I won't go through all the calculations, but if we instead use our data points to find out about voting intentions *within age groups*, and then use these known population weights for the country at large to try and extrapolate, we end up with a voting intention something along the lines of 39% for A, 22.5% for B and 38.5% for C. Here we see a much different national picture, where it appears to be a toss up between A and C who are more popular with younger and older voters respectively, and this was only revealed through this sub-population based analysis we conducted.

As I mentioned, the above is obviously a simplified example because it is reasonable to think that people of a given age in my hypothetical location might not even think that similarly to people of the same age elsewhere, but I thought it nicely demonstrates how we might adjust for bias in our sampling, of the kind we are warned about from a young age.

**A final word**

As alluded to previously, mixture models aren't quite what we used in the previous example as we're sort of doing things the other way around - rather than looking at samples from an unknown mix of sub-populations and trying to infer the makeup of them and the characteristics of each one, we instead do this almost the other way round by targeting our inference first on the sub-populations rather than the broader population, and then using our knowledge of the makeup of it to get a better idea for the overall distribution.
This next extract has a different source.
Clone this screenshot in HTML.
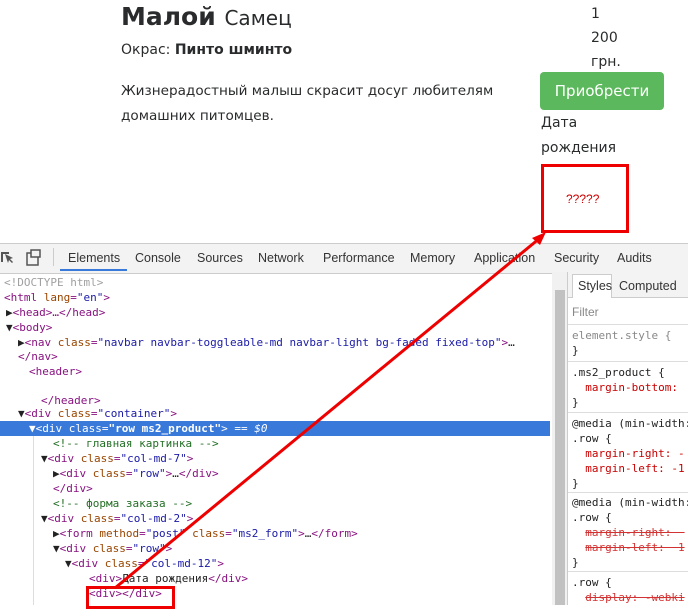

I suppose I just thought this seemed like a nice context in which to bring up mixtures, partly because they're very close to the topic of my own research. But I do think that the basic principle underlying both of these techniques, being that populations may be better understood as the composition of sub-populations each with distinguishing characteristics, is certainly a powerful idea to incorporate into one's statistical inference.